The csv file of dataset is obtained from Kaggle website. Originally it has 16 features and one target class. Out of 16 features ,7 are numerical features whereas 9 are categorical features. None of the features contain a null value. Though in this project all the features are considered for classification but still in order to understand the data, some exploratory data analysis have been performed. Observations are as follows.
- Age : This is age of client. A violin plot is plotted for age. It shows it is spread as well as histogram. People saying yes has more spread.
- Job : This is a categorical feature. It has 12 categories including unknown. The largest clients in this category belong to management jobs with percentage of 50 while unknown category has least count.
- Marital : This is a categorical feature. It has 3 categories. Married clients constitute the largest portion of this feature. 4.Education : Maximum clients belong to category of secondary education. The category tertiary education has larger ratio of clients saying yes to term deposit than any other category.
- Default : it tells whether the client has credit in bank or not? Most of them don’t have credit.
- Balance : It is a numerical feature. It specifies the actual balance in the clients account.
- Housing : Whether the client has already got any housing loan from bank? Apparently clients who do not already have housing loan tend to subscribe to deposit more.
- Loan : Most of them don’t already have personal loan in bank.
- Contact : This feature specifies the way of communication. It can be cellular or telephone. Some of them are unknown.
- Month : the month in which the client was contacted. Maximum clients were contacted in May.
- Day : which day of the month was the client contacted. More clients were contacted in the middle of the month.
- Duration : The duration of call in seconds when the client was contacted last time. A histogram is plotted for this feature and there are very less number of clients having very long duration. A violin plot is also given which indicates that people with longer duration have more possibility of saying yes to deposit.
- Campaign : Number of times this client was contacted during this campaign.

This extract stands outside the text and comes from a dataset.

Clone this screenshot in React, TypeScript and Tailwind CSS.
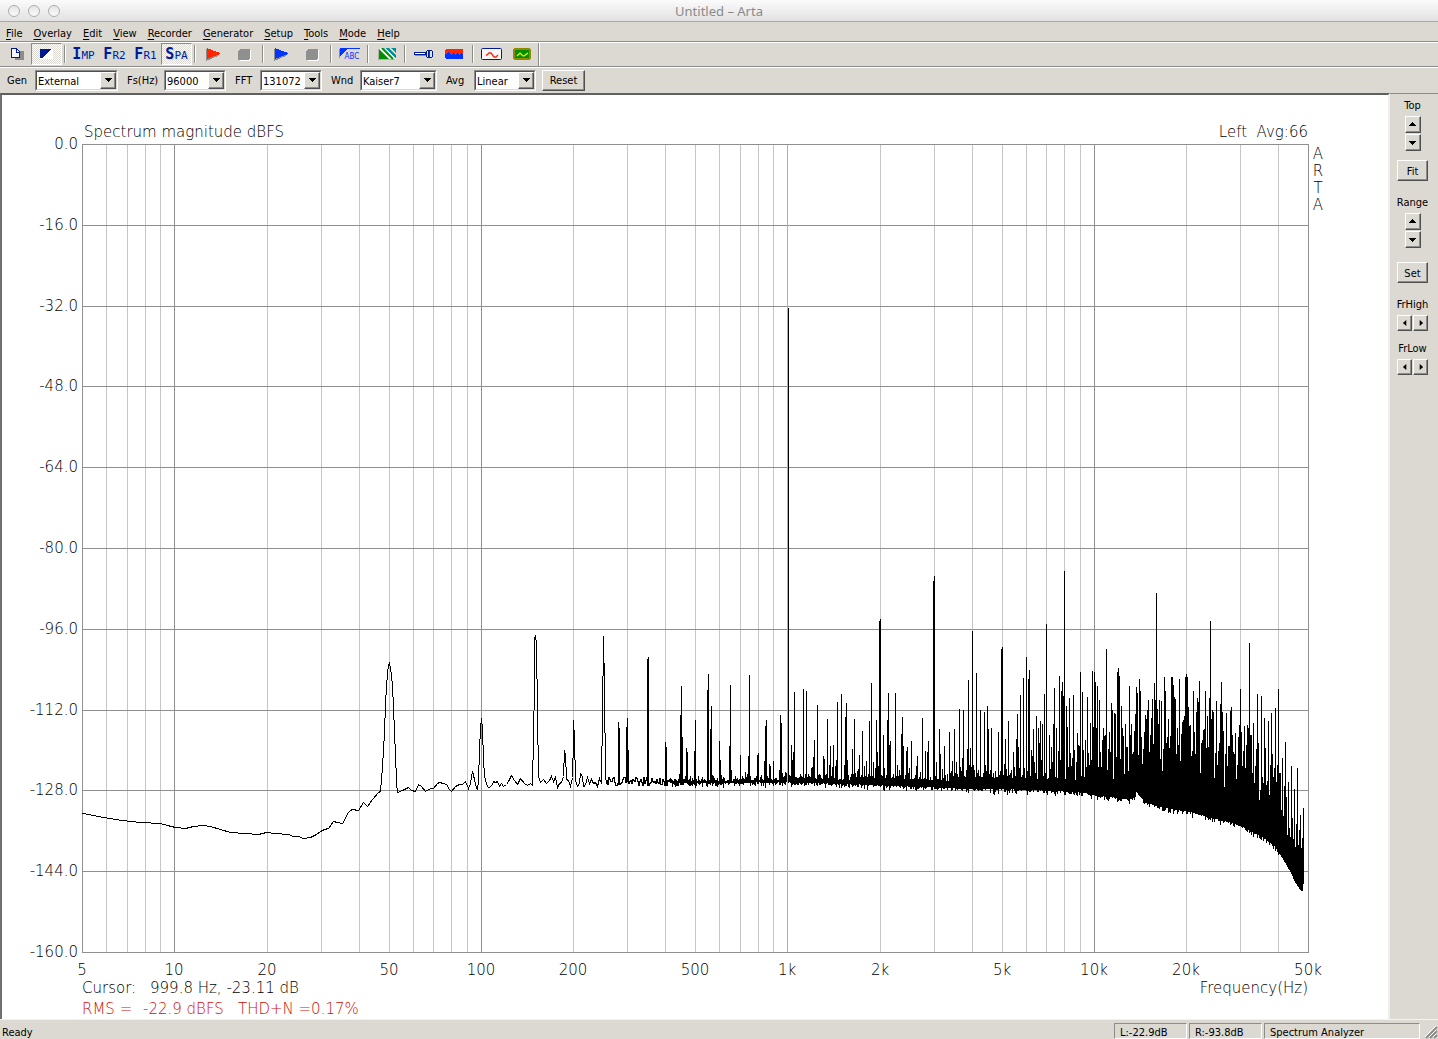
import type { ReactNode } from 'react';

const FACE = 'bg-[#dcd9d2]';
const RAISED =
  'bg-[#dcd9d2] border border-t-white border-l-white border-r-[#505050] border-b-[#505050] shadow-[inset_-1px_-1px_0_#8c8c8c]';
const CHECKER =
  'bg-[conic-gradient(#fff_25%,#dcd9d2_0_50%,#fff_0_75%,#dcd9d2_0)] bg-[length:2px_2px]';

/* ---------- spectrum data ---------- */

const PLOT = { left: 82, right: 1308, top: 144, bottom: 952 };
const DECADE = (PLOT.right - PLOT.left) / 4;

const freqX = (hz: number) => Math.round(PLOT.left + DECADE * Math.log10(hz / 5));
const dbY = (db: number) => Math.round(PLOT.top + (-db / 160) * (PLOT.bottom - PLOT.top));

const LOW_TRACE =
  '82,813 88,814 93,815 103,817 115,819 130,821 140,822 160,823 167,825 175,827 185,828 193,826 203,825 210,826 220,829 230,832 245,833 258,834 266,832 275,833 288,834 293,836 298,836 303,838 310,837 316,834 320,831 324,829 328,828 333,821 337,822 342,823 344,820 347,813 350,810 352,809 358,810 363,802 367,806 372,799 378,792 380,791 382,766 384,733 385,703 386,686 387,673 388,665 389,663 390,667 391,675 392,686 393,706 394,733 395,753 396,782 397,792 402,790 408,787 411,790 415,791 418,784 421,786 425,791 430,788 433,788 437,783 439,782 443,783 446,784 449,789 451,791 455,786 459,784 462,784 465,781 468,788 470,783 472,771 474,779 476,788 477,789 478,780 479,750 480,728 481,718 482,728 483,760 484,775 486,784 488,787 491,786 493,781 495,782 497,781 499,786 501,783 503,786 506,784 508,781 511,775 514,780 517,784 520,778 524,783 527,785 530,783 532,785 533,736 534,686 534,638 535,635 536,643 537,711 538,776 540,782 543,779 546,783 549,780 551,776 553,781 555,777 557,787 559,783 561,782 563,776 564,750 565,754 566,779 568,780 570,786 572,777 573,739 573,720 574,739 575,780 577,786 579,783 580,773 582,776 583,786 585,785 587,777 589,783 591,779 593,783 595,782 597,786 599,778 601,783 602,710 603,643 603,636 604,688 605,775 606,784';

// x position and peak of every line that stands out of the noise
const PEAKS: [number, number][] = [
  [618, 722], [619, 728], [626, 727], [627, 718], [628, 750], [647, 659], [648, 657], [665, 742], [666, 747],
  [680, 715], [681, 686], [682, 737], [686, 748], [687, 752], [694, 751], [695, 720], [707, 690], [708, 674],
  [710, 729], [711, 706], [719, 741], [720, 760], [729, 746], [730, 685], [731, 770], [740, 755], [745, 772],
  [748, 756], [749, 675], [757, 755], [758, 753], [764, 761], [765, 726], [766, 720], [769, 764], [770, 766],
  [773, 761], [779, 770], [780, 715], [781, 723], [785, 772], [788, 308], [791, 745], [792, 760], [793, 752],
  [794, 692], [803, 689], [806, 691], [811, 768], [812, 767], [813, 757], [814, 740], [817, 705], [823, 756],
  [824, 759], [827, 719], [829, 765], [830, 746], [832, 767], [833, 745], [835, 766], [836, 760], [837, 702],
  [841, 694], [844, 765], [845, 717], [846, 703], [847, 760], [852, 749], [854, 719], [857, 771], [859, 755],
  [862, 731], [864, 766], [866, 761], [869, 721], [871, 683], [873, 762], [875, 768], [876, 720], [877, 752],
  [878, 766], [879, 621], [880, 619], [883, 735], [884, 768], [887, 720], [888, 693], [889, 745], [890, 741],
  [895, 693], [897, 765], [899, 770], [901, 734], [902, 717], [903, 746], [906, 751], [907, 747], [909, 768],
  [911, 741], [916, 766], [917, 756], [922, 718], [925, 751], [927, 752], [928, 741], [933, 581], [934, 576],
  [936, 762], [939, 729], [940, 754], [942, 769], [944, 746], [949, 732], [952, 761], [954, 729], [956, 762],
  [959, 709], [960, 767], [962, 758], [963, 710], [966, 770], [967, 749], [968, 680], [969, 765], [970, 748],
  [971, 767], [972, 631], [973, 765], [974, 770], [976, 673], [978, 770], [980, 710], [984, 712], [985, 765],
  [987, 706], [988, 729], [991, 728], [995, 771], [998, 732], [1001, 649], [1002, 647], [1004, 764],
  [1005, 739], [1006, 769], [1008, 721], [1011, 770], [1013, 752], [1014, 767], [1016, 739], [1017, 714],
  [1018, 747], [1019, 768], [1020, 695], [1023, 678], [1024, 768], [1026, 657], [1027, 771], [1028, 679],
  [1029, 670], [1031, 750], [1032, 756], [1033, 729], [1034, 762], [1036, 716], [1038, 728], [1039, 743],
  [1040, 721], [1041, 760], [1042, 724], [1044, 694], [1046, 624], [1049, 735], [1050, 769], [1051, 747],
  [1052, 762], [1053, 724], [1054, 688], [1056, 728], [1058, 751], [1059, 676],
];

// one peak per column from here up to the end of the trace
const DENSE_START = 1060;
const DENSE = [
  760, 691, 682, 696, 571, 779, 706, 727, 767, 698, 753, 766, 758, 695, 750, 782, 762, 733, 745, 746, 672, 781,
  692, 750, 777, 740, 767, 697, 753, 765, 723, 760, 671, 727, 672, 682, 728, 686, 767, 700, 752, 767, 740, 728,
  736, 735, 649, 770, 749, 732, 752, 703, 710, 779, 713, 714, 757, 672, 668, 676, 759, 706, 728, 736, 774, 724,
  747, 747, 771, 686, 735, 724, 754, 752, 731, 714, 687, 693, 755, 679, 691, 737, 764, 749, 732, 715, 719, 710,
  700, 752, 735, 718, 699, 744, 683, 700, 593, 709, 724, 700, 759, 701, 771, 749, 677, 691, 743, 737, 719, 748,
  736, 677, 677, 685, 697, 699, 754, 728, 745, 679, 761, 734, 722, 720, 716, 677, 674, 677, 707, 726, 725, 756,
  751, 691, 732, 754, 712, 698, 702, 681, 773, 743, 740, 730, 729, 691, 748, 716, 747, 698, 621, 719, 710, 712,
  778, 753, 701, 765, 751, 743, 704, 682, 712, 731, 787, 754, 713, 766, 746, 746, 711, 707, 735, 752, 754, 733,
  779, 765, 737, 725, 689, 732, 766, 751, 726, 768, 745, 725, 728, 643, 735, 735, 773, 723, 783, 766, 749, 694,
  743, 800, 790, 696, 777, 783, 718, 748, 785, 781, 721, 795, 765, 713, 754, 777, 768, 708, 782, 765, 689, 773,
  773, 810, 758, 816, 786, 742, 797, 835, 782, 828, 837, 766, 818, 839, 789, 847, 824, 768, 845, 830, 815, 848,
  838, 808,
];

// lower edge of the noise band
const FLOOR: [number, number][] = [
  [606, 783], [700, 784], [788, 783], [850, 785], [900, 787], [950, 789], [1040, 791], [1080, 793], [1095, 796],
  [1120, 799], [1131, 800], [1134, 797], [1136, 792], [1138, 792], [1140, 798], [1147, 804], [1160, 808],
  [1185, 812], [1210, 818], [1225, 822], [1240, 826], [1250, 832], [1262, 837], [1275, 848], [1280, 856],
  [1286, 866], [1291, 875], [1295, 884], [1300, 891], [1302, 892], [1303, 885],
];

function floorAt(x: number) {
  const i = FLOOR.findIndex(([fx]) => fx >= x);
  if (i <= 0) return FLOOR[0][1];
  const [x0, y0] = FLOOR[i - 1];
  const [x1, y1] = FLOOR[i];
  return y0 + ((y1 - y0) * (x - x0)) / (x1 - x0);
}

function makeRandom(seed: number) {
  let s = seed;
  return () => {
    s = (s * 1664525 + 1013904223) % 4294967296;
    return s / 4294967296;
  };
}

function buildColumns() {
  const rnd = makeRandom(11);
  const peaks = new Map(PEAKS);
  DENSE.forEach((y, i) => peaks.set(DENSE_START + i, y));
  let d = '';
  let prev = 782;
  for (let x = 606; x <= 1303; x++) {
    const base = floorAt(x);
    const jitter = x < 1280 ? rnd() * rnd() * 6 : 0;
    let bottom = Math.round(base + jitter - 1);
    let top: number;
    if (x < 670) {
      // thin wandering line before the columns merge into a band
      const next = Math.round(781 + (rnd() - 0.5) * 9);
      top = Math.min(prev, next);
      bottom = Math.max(prev, next) + 1;
      prev = next;
    } else {
      const thick = x < 780 ? 3 : x < 850 ? 5 : x < 950 ? 8 : 12;
      top = Math.round(base - thick - rnd() * rnd() * (x < 780 ? 7 : 10));
    }
    const peak = peaks.get(x);
    if (peak !== undefined) top = Math.min(top, peak);
    d += `M${x} ${top}h1V${bottom}h-1z`;
  }
  return d;
}

const COLUMNS = buildColumns();

const MINOR = [6, 7, 8, 9, 20, 30, 40, 50, 60, 70, 80, 90, 200, 300, 400, 500, 600, 700, 800, 900, 2000, 3000, 4000, 5000, 6000, 7000, 8000, 9000, 20000, 30000, 40000];
const MAJOR = [5, 10, 100, 10000, 50000];
const X_LABELS: [number, string][] = [
  [5, '5'], [10, '10'], [20, '20'], [50, '50'], [100, '100'], [200, '200'], [500, '500'],
  [1000, '1k'], [2000, '2k'], [5000, '5k'], [10000, '10k'], [20000, '20k'], [50000, '50k'],
];
const DB_STEPS = [0, -16, -32, -48, -64, -80, -96, -112, -128, -144, -160];

function SpectrumPlot() {
  const height = PLOT.bottom - PLOT.top;
  return (
    <svg
      viewBox="2 95 1386 924"
      className="block w-full h-full font-extralight text-[15px] fill-black"
      style={{ fontFamily: '"DejaVu Sans Light", "DejaVu Sans", sans-serif' }}
      role="img"
      aria-label="Spectrum magnitude dBFS"
    >
      <g shapeRendering="crispEdges">
        {MINOR.map((f) => (
          <rect key={f} x={freqX(f)} y={PLOT.top} width="1" height={height} fill="#c6c6c6" />
        ))}
        {DB_STEPS.map((db) => (
          <rect key={db} x={PLOT.left} y={dbY(db)} width={PLOT.right - PLOT.left + 1} height="1" fill="#8f8f8f" />
        ))}
        {MAJOR.map((f) => (
          <rect key={f} x={freqX(f)} y={PLOT.top} width="1" height={height + 1} fill="#8f8f8f" />
        ))}
        <polyline points={LOW_TRACE} transform="translate(0.5 0.5)" fill="none" stroke="#000" strokeWidth="1" />
        <path d={COLUMNS} fill="#000" />
        <rect x="787" y={PLOT.top + 1} width="1" height={height - 1} fill="#c8c400" />
      </g>

      <text x="84" y="137">Spectrum magnitude dBFS</text>
      <text x="1308" y="137" textAnchor="end" xmlSpace="preserve">Left  Avg:66</text>
      {['A', 'R', 'T', 'A'].map((c, i) => (
        <text key={i} x="1318" y={159 + i * 17} textAnchor="middle">{c}</text>
      ))}
      {DB_STEPS.map((db) => (
        <text key={db} x="78" y={dbY(db) + 5} textAnchor="end">{db.toFixed(1)}</text>
      ))}
      {X_LABELS.map(([f, label]) => (
        <text key={f} x={freqX(f)} y="975" textAnchor="middle">{label}</text>
      ))}
      <text x="82" y="993">Cursor:</text>
      <text x="150" y="993">999.8 Hz, -23.11 dB</text>
      <text x="1308" y="993" textAnchor="end">Frequency(Hz)</text>
      <g fill="#d01000">
        <text x="82" y="1014">RMS =</text>
        <text x="143" y="1014">-22.9 dBFS</text>
        <text x="238" y="1014">THD+N =0.17%</text>
      </g>
    </svg>
  );
}

/* ---------- chrome ---------- */

function TitleBar() {
  return (
    <header className="relative flex h-[22px] shrink-0 items-center justify-center border-b border-[#a9a9a9] bg-gradient-to-b from-[#fbfbfb] to-[#e2e2e2]">
      <div className="absolute left-2 flex gap-2">
        {['Close', 'Minimize', 'Zoom'].map((name) => (
          <button
            key={name}
            type="button"
            aria-label={name}
            className="h-3 w-3 rounded-full border border-[#adadad] bg-gradient-to-b from-[#e6e6e6] to-[#fafafa]"
          />
        ))}
      </div>
      <h1 className="font-['Noto_Sans'] text-[13px] leading-4 text-[#8a8a8a]">Untitled – Arta</h1>
    </header>
  );
}

const MENUS = ['File', 'Overlay', 'Edit', 'View', 'Recorder', 'Generator', 'Setup', 'Tools', 'Mode', 'Help'];

function MenuBar() {
  return (
    <nav className="flex h-[19px] shrink-0 items-center gap-[11px] px-[6px] pt-1">
      {MENUS.map((m) => (
        <button key={m} type="button" className="leading-4">
          <span className="underline underline-offset-2">{m[0]}</span>
          {m.slice(1)}
        </button>
      ))}
    </nav>
  );
}

function ToolButton({ label, pressed, children }: { label: string; pressed?: boolean; children: ReactNode }) {
  return (
    <button
      type="button"
      aria-label={label}
      aria-pressed={pressed}
      className={`flex h-[22px] w-[31px] items-center justify-center ${
        pressed ? `${CHECKER} border border-t-[#8c8c8c] border-l-[#8c8c8c] border-r-white border-b-white` : ''
      }`}
    >
      {children}
    </button>
  );
}

function Sep() {
  return <div className="mr-[2px] ml-[2px] h-[18px] w-[2px] border-l border-l-[#8c8c8c] border-r border-r-white" />;
}

function ModeText({ big, small }: { big: string; small: string }) {
  return (
    <span className="flex items-baseline pt-[2px] font-['DejaVu_Sans_Mono'] leading-4 text-[#001a96] [text-shadow:1px_1px_0_#c3dcf2]">
      <span className="text-[15px] font-bold">{big}</span>
      <span className="text-[11px]">{small}</span>
    </span>
  );
}

function Play({ color }: { color: string }) {
  return (
    <svg width="16" height="14" shapeRendering="crispEdges" aria-hidden="true">
      <path d="M0 2v12l12-5v-2z" fill="#8c8c8c" />
      <path d="M1 1v11l13-5v-1z" fill={color} />
    </svg>
  );
}

function Stop() {
  return (
    <svg width="14" height="13" shapeRendering="crispEdges" aria-hidden="true">
      <path d="M3 2h10v9l-2 2H1l1-1z" fill="#fff" />
      <path d="M2 1h10v9l-2 2H0V3z" fill="#8f8f8f" />
    </svg>
  );
}

function Toolbar() {
  return (
    <div className="flex h-[25px] shrink-0 items-center border-t border-[#8c8c8c] shadow-[inset_0_1px_0_#fff]">
      <ToolButton label="Copy">
        <svg width="15" height="14" className="ml-[3px]" shapeRendering="crispEdges" aria-hidden="true">
          <path d="M5 4h9v9H5z" fill="#8c8c8c" />
          <path d="M1.5 1.5h5l3 3v6h-8z" fill="#f4f4ff" stroke="#001a96" />
          <path d="M6.5 1v4h3" fill="none" stroke="#001a96" />
        </svg>
      </ToolButton>
      <ToolButton label="Invert colors" pressed>
        <svg width="13" height="10" shapeRendering="crispEdges" aria-hidden="true">
          <path d="M0 0h13v10H0z" fill="#fff" />
          <path d="M0 0h11L7 4 4 8 2 9H0z" fill="#001a96" />
        </svg>
      </ToolButton>
      <Sep />
      <ToolButton label="Impulse"><ModeText big="I" small="MP" /></ToolButton>
      <ToolButton label="FR2"><ModeText big="F" small="R2" /></ToolButton>
      <ToolButton label="FR1"><ModeText big="F" small="R1" /></ToolButton>
      <ToolButton label="Spectrum" pressed><ModeText big="S" small="PA" /></ToolButton>
      <Sep />
      <ToolButton label="Record"><Play color="#ff2600" /></ToolButton>
      <ToolButton label="Stop recording"><Stop /></ToolButton>
      <Sep />
      <ToolButton label="Generate"><Play color="#0433ff" /></ToolButton>
      <ToolButton label="Stop generator"><Stop /></ToolButton>
      <Sep />
      <ToolButton label="ABC weighting">
        <span className="relative block h-[12px] w-[22px]">
          <svg width="22" height="12" shapeRendering="crispEdges" className="absolute inset-0" aria-hidden="true">
            <path d="M0 1h1v9H0z" fill="#8c8c8c" />
            <path d="M1 0h20v1H8L2 8H1z" fill="#0433ff" />
          </svg>
          <span className="absolute top-[4px] left-[6px] font-['DejaVu_Sans_Condensed'] text-[8px] leading-[9px] text-[#0433ff]">ABC</span>
        </span>
      </ToolButton>
      <Sep />
      <ToolButton label="Grid pattern">
        <svg width="18" height="12" aria-hidden="true">
          <path d="M1 1h16v10H1z" fill="#fff" />
          <path d="M1 1v10h10z" fill="#008f00" />
          <path d="M6 0h5l7 7v4z" fill="#009193" />
          <path d="M2 0l11 11M7 0l11 11" stroke="#fff" strokeWidth="1" />
          <path d="M4 0l11 11" stroke="#008f00" strokeWidth="2" />
          <path d="M13 0h5v5z" fill="#009193" />
          <path d="M0 1v11h17" fill="none" stroke="#8c8c8c" />
        </svg>
      </ToolButton>
      <Sep />
      <ToolButton label="Calibrate">
        <svg width="19" height="10" shapeRendering="crispEdges" aria-hidden="true">
          <path d="M1 6h11v1H1z" fill="#8c8c8c" />
          <path d="M0 3h12v3H0z" fill="#001a96" />
          <path d="M1 4h10v1H1z" fill="#fff" />
          <path d="M12 2l2-1h3l2 1v6l-2 1h-3l-2-1z" fill="#001a96" />
          <path d="M13 2h1v6h-1zM16 2h2v6h-2z" fill="#d6eaff" />
          <path d="M15 2h1v6h-1z" fill="#0433ff" />
        </svg>
      </ToolButton>
      <ToolButton label="Level">
        <svg width="19" height="10" shapeRendering="crispEdges" aria-hidden="true">
          <path d="M1 0h16l1 1v8l-1 1H1L0 9V1z" fill="#0433ff" />
          <path d="M1 0h16l1 1v4h-1V4h-1v1h-1v1h-1V5h-1V4h-1v1h-1v1h-1V5H9V4H8v1H7v1H6V5H5V4H4V3H3v1H2v1H0V1z" fill="#ff2600" />
        </svg>
      </ToolButton>
      <Sep />
      <ToolButton label="Signal scope">
        <svg width="22" height="13" aria-hidden="true">
          <rect x="0.5" y="0.5" width="20" height="11" rx="1" fill="#f6f6f6" stroke="#001a96" />
          <path d="M5 7h1l2-2h2l3 4h2l2-2" fill="none" stroke="#ff2600" strokeWidth="1.3" />
        </svg>
      </ToolButton>
      <ToolButton label="Oscilloscope">
        <svg width="19" height="13" aria-hidden="true">
          <path d="M2 1h14l1 1v8l-1 1H2l-1-1V2z" fill="#008f00" stroke="#8f8a00" strokeWidth="2" />
          <path d="M4 8l3-3 3 3h1l4-3" fill="none" stroke="#fffb00" strokeWidth="1.2" />
        </svg>
      </ToolButton>
      <div className="h-[23px] w-[2px] border-l border-l-[#8c8c8c] border-r border-r-white" />
    </div>
  );
}

function Combo({ id, label, value, labelClass, boxClass }: {
  id: string;
  label: string;
  value: string;
  labelClass: string;
  boxClass: string;
}) {
  return (
    <>
      <label htmlFor={id} className={`shrink-0 pt-[2px] leading-4 ${labelClass}`}>{label}</label>
      <div className={`relative h-[21px] border border-t-[#8c8c8c] border-l-[#8c8c8c] border-r-white border-b-white ${boxClass}`}>
        <select
          id={id}
          defaultValue={value}
          className="block h-full w-full appearance-none border border-t-[#505050] border-l-[#505050] border-r-[#dcd9d2] border-b-[#dcd9d2] bg-white pt-[2px] pl-px leading-4 outline-none"
        >
          <option>{value}</option>
        </select>
        <span className={`pointer-events-none absolute top-[1px] right-[1px] bottom-[1px] flex w-4 items-center justify-center ${RAISED}`}>
          <svg width="7" height="4" shapeRendering="crispEdges" aria-hidden="true"><path d="M0 0h7L3.5 4z" /></svg>
        </span>
      </div>
    </>
  );
}

function ControlBar() {
  return (
    <div className="flex h-[27px] shrink-0 items-center border-t border-[#8c8c8c] shadow-[inset_0_1px_0_#fff]">
      <Combo id="gen" label="Gen" value="External" labelClass="w-[35px] pl-[7px]" boxClass="w-[83px]" />
      <Combo id="fs" label="Fs(Hz)" value="96000" labelClass="w-[46px] pl-[9px]" boxClass="w-[62px]" />
      <Combo id="fft" label="FFT" value="131072" labelClass="w-[34px] pl-[9px]" boxClass="w-[62px]" />
      <Combo id="wnd" label="Wnd" value="Kaiser7" labelClass="w-[38px] pl-[9px]" boxClass="w-[77px]" />
      <Combo id="avg" label="Avg" value="Linear" labelClass="w-[37px] pl-[9px]" boxClass="w-[62px]" />
      <button type="button" className={`ml-[6px] h-[21px] w-[43px] pt-[2px] leading-4 ${RAISED}`}>Reset</button>
    </div>
  );
}

const ARROWS = {
  up: 'M0 5h7L3.5 1z',
  down: 'M0 2h7L3.5 6z',
  left: 'M5 0v7L1 3.5z',
  right: 'M2 0v7l4-3.5z',
};

function Arrow({ dir, label }: { dir: keyof typeof ARROWS; label: string }) {
  const size = dir === 'up' || dir === 'down' ? 'h-[17px] w-4' : 'h-4 w-[15px]';
  return (
    <button type="button" aria-label={label} className={`flex items-center justify-center ${size} ${RAISED}`}>
      {dir === 'up' || dir === 'down' ? (
        <svg width="7" height="7" shapeRendering="crispEdges" aria-hidden="true"><path d={ARROWS[dir]} /></svg>
      ) : (
        <svg width="6" height="6" viewBox="0 0 7 7" aria-hidden="true"><path d={ARROWS[dir]} /></svg>
      )}
    </button>
  );
}

function SidePanel() {
  return (
    <aside className="flex w-[48px] shrink-0 flex-col items-center border-t border-[#8c8c8c] pt-1 pr-[3px] leading-4">
      <div>Top</div>
      <div className="mt-[2px] flex flex-col gap-px">
        <Arrow dir="up" label="Top up" />
        <Arrow dir="down" label="Top down" />
      </div>
      <button type="button" className={`mt-[9px] h-[21px] w-[31px] pt-[2px] ${RAISED}`}>Fit</button>
      <div className="mt-[14px]">Range</div>
      <div className="mt-[2px] flex flex-col gap-px">
        <Arrow dir="up" label="Range up" />
        <Arrow dir="down" label="Range down" />
      </div>
      <button type="button" className={`mt-[14px] h-[21px] w-[31px] pt-[2px] ${RAISED}`}>Set</button>
      <div className="mt-[14px]">FrHigh</div>
      <div className="mt-[2px] flex gap-px">
        <Arrow dir="left" label="FrHigh down" />
        <Arrow dir="right" label="FrHigh up" />
      </div>
      <div className="mt-[10px]">FrLow</div>
      <div className="mt-[2px] flex gap-px">
        <Arrow dir="left" label="FrLow down" />
        <Arrow dir="right" label="FrLow up" />
      </div>
    </aside>
  );
}

function StatusBar() {
  const cell = 'h-full border border-t-[#8c8c8c] border-l-[#8c8c8c] border-r-white border-b-white pt-px pl-[5px] leading-4';
  return (
    <footer className="flex h-[20px] shrink-0 items-stretch gap-[2px] border-t border-[#f2f2f2] pt-[3px]">
      <div className="flex-1 pt-px pl-[2px] leading-[18px]">Ready</div>
      <div className={`w-[73px] ${cell}`}>L:-22.9dB</div>
      <div className={`w-[73px] ${cell}`}>R:-93.8dB</div>
      <div className={`w-[156px] ${cell}`}>Spectrum Analyzer</div>
      <svg width="16" height="16" aria-hidden="true">
        <path d="M4 15L15 4M8 15l7-7M12 15l3-3" stroke="#8c8c8c" strokeWidth="2" />
        <path d="M3 14L14 3M7 14l7-7M11 14l3-3" stroke="#fff" strokeWidth="1" />
      </svg>
    </footer>
  );
}

export default function App() {
  return (
    <div className={`flex h-screen flex-col overflow-hidden font-['DejaVu_Sans_Condensed','DejaVu_Sans',sans-serif] text-[11px] text-black ${FACE}`}>
      <TitleBar />
      <MenuBar />
      <Toolbar />
      <ControlBar />
      <div className="flex min-h-0 flex-1">
        <main className="min-w-0 flex-1 border-t-2 border-l-2 border-r-2 border-t-[#606060] border-l-[#707070] border-r-[#eeeeee] bg-white">
          <SpectrumPlot />
        </main>
        <SidePanel />
      </div>
      <StatusBar />
    </div>
  );
}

- Pdays : number of days that passed after the client was last contacted in previous campaign. It is value is -1 if the client was not contacted previously.
- Previous : Number of times this client was contacted before this campaign.
- Poutcome : The outcome of previous marketing campaign. It is a categorical feature. Many of them were not contacted in previous campaign.
- Deposit : Whether the clients said yes to subscribe for a term deposit. It has two categories. ‘yes’ or ‘no’.
Seven different algorithms are used to solve this problem. Various results have been compared at the end using table. A plot is used to compare ROC curves. Recall is used as one of the performance matrix.
As It is a marketing problem a lot of resources are included and it is very important to optimise results to save resources. The target variable is ‘deposit’ which reads yes or no based on success or failure of phone calls. Finding out only those clients which have higher chances of saying yes to subscription of term deposit , will save a lot of manhours and efforts. Predicting as many positives as possible out of actual positives from dataset is the goal here, recall has been chosen as one of the performance matrices along with accuracy and AUC score.
Selecting the right hyperparameter and it is probable range is a crucial task. Selecting a wider range may cause longer execution time while selecting a narrow range may result in poor tuning of hyperparameters. So enough number of parameters are chosen with enough range to avoid both problems. In KNN, K is the hyperparameter which indicates the number of nearest neighbours used by algorithm to do the majority vote and predict result. Naïve Bayes internally uses alpha, which is basically constant of Laplace smoothing. In Logistic Regression, λ is the hyperparameter which controls the amount of regularisation in optimisation. Sklearn implements it as c for uniformity. Here c= 1/ λ. In SVM c is the hyperparameter, which has a very similar purpose but in SVM three kernels are used. Hence RBF kernel has gamma and polynomial kernel has degree as another hyperparameter. Most important parameter of Decision tree is max_depth. It is higher value may cause overfitting and lower value may cause underfitting. Apart from that min_samples_leaf, min_sample_split and criterion are tuned for Decision tree. In addition to that random forest uses some extra parameters. Bootstrap will decide if samples are bootstraped or not. Max_features decides how many features to choose while doing column sampling. N_estimators will decide how may trees to be included in forest. In this project XGBOOST uses eta, min_child_weight, gamma, subsample, colsample_bytree as hyperparameter.
- KNN = 0.74
- Naïve Bayes = 0.70
- Logistic Regression = 0.81
- LR with polynomial Feature degree 2 = 0.84
- LR with polynomial Feature degree 3 = 0.83
- SVM = 0.82
- Decision Tree = 0.81
- Random Forest = 0.84
- XGBOOST = 0.85
For Naïve Bayes there is no need to do the hyperparameter tuning. The algorithm does it internally. For logistic regression it uses L2 regularization to give the best result. In SVM linear kernel gives better results than RBF or Polynomial. It may mean that the data is almost linearly separable. The maximum depth for decision tree is 8. More than that would cause overfitting. Random forest has used 2000 estimators to come to a good result. The first two algorithms have lower results. KNN is distance based algorithm. As the number of features increase it is performance decreases due to curse of dimensionality. Naïve Bayes is mostly used for text classification. It is more efficient with categorical features and for numerical features it requires gaussian distribution. Tree based Algorithms are giving better results that others.
This sums up for the classification task of bank marketing dataset. It is found that XGBOOST gives the best value for accuracy which is 0.85 while SVM gives the best value for recall which is 0.89. The best AUC score of 0.92 comes from Random Forest as well as XGBOOST. The results of K nearest neighbours and Naïve Bayes are less while rest of the algorithms have given more or less same result with minor differences.
As per the feature importance of XGBOOST it is clear that bank should focus more on clients with success in previous campaign. Whether client uses cellular phone or not and the month in which client is being called play a vital role in prediction. One thing should be noted that this modelling is based on behaviour of clients and not on their motivations. The features reveal the actions of client but not his/her thought process. So more descriptive features can be useful here for example interview summery. In that case natural language processing will give better results.
In these times of crisis preserving the relationship with best customers is more crucial than ever. Using these results bank can specifically target clients and gain higher success in their endeavours. Saving a lot of time by not focusing on clients with less probability is yet another advantages of this project.